Background: Interpreting gait data is challenging due to intersubject variability observed in the gait pattern of both normal and pathological populations. The objective of this study was to investigate the impact of using principal component analysis for grouping knee osteoarthritis (OA) patients' gait data in more homogeneous groups when studying the effect of a physiotherapy treatment.
Methods: Three-dimensional (3D) knee kinematic and kinetic data were recorded during the gait of 29 participants diagnosed with knee OA before and after they received 12 weeks of physiotherapy treatment. Principal component analysis was applied to extract groups of knee flexion/extension, adduction/abduction and internal/external rotation angle and moment data. The treatment's effect on parameters of interest was assessed using paired t-tests performed before and after grouping the knee kinematic data.

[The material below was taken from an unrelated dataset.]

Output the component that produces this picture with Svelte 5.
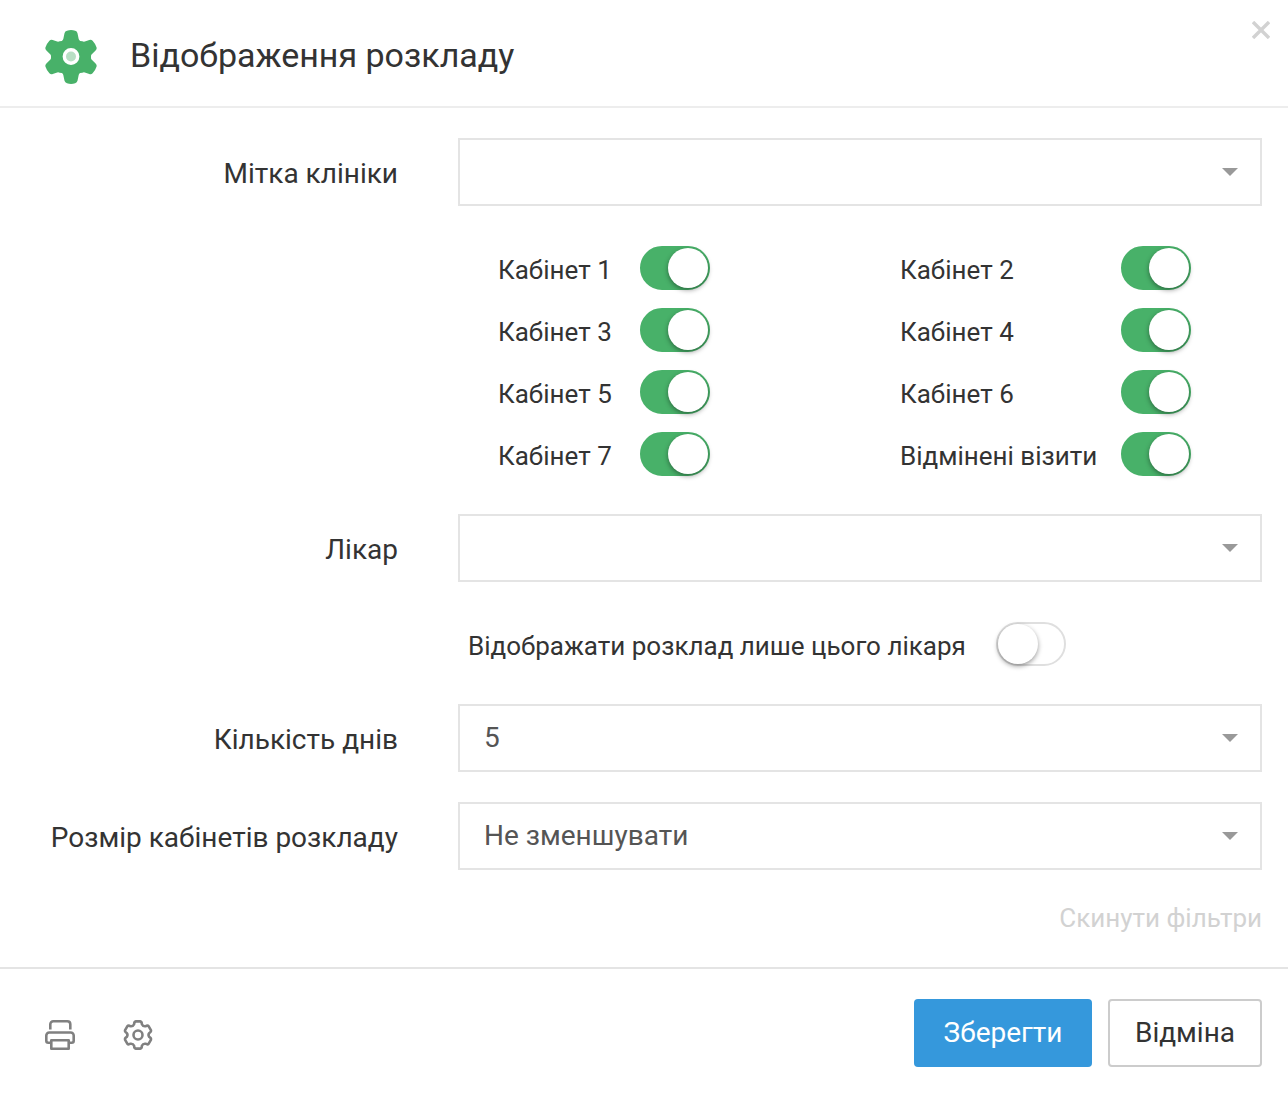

Findings: Increased quadriceps and hamstring strength was observed following treatment (P<0.05). Except for the knee flexion/extension angle, two different groups (G(1) and G(2)) were extracted from the angle and moment data. When pre- and post-treatment analyses were performed considering the groups, participants exhibiting a G(2) knee moment pattern demonstrated a greater first peak flexion moment, lower adduction moment impulse and smaller rotation angle range post-treatment (P<0.05). When pre- and post-treatment comparisons were performed without grouping, the data showed no treatment effect.
Interpretation: The results of the present study suggest that the effect of physiotherapy on gait mechanics of knee osteoarthritis patients may be masked or underestimated if kinematic data are not separated into more homogeneous groups when performing pre- and post-treatment comparisons.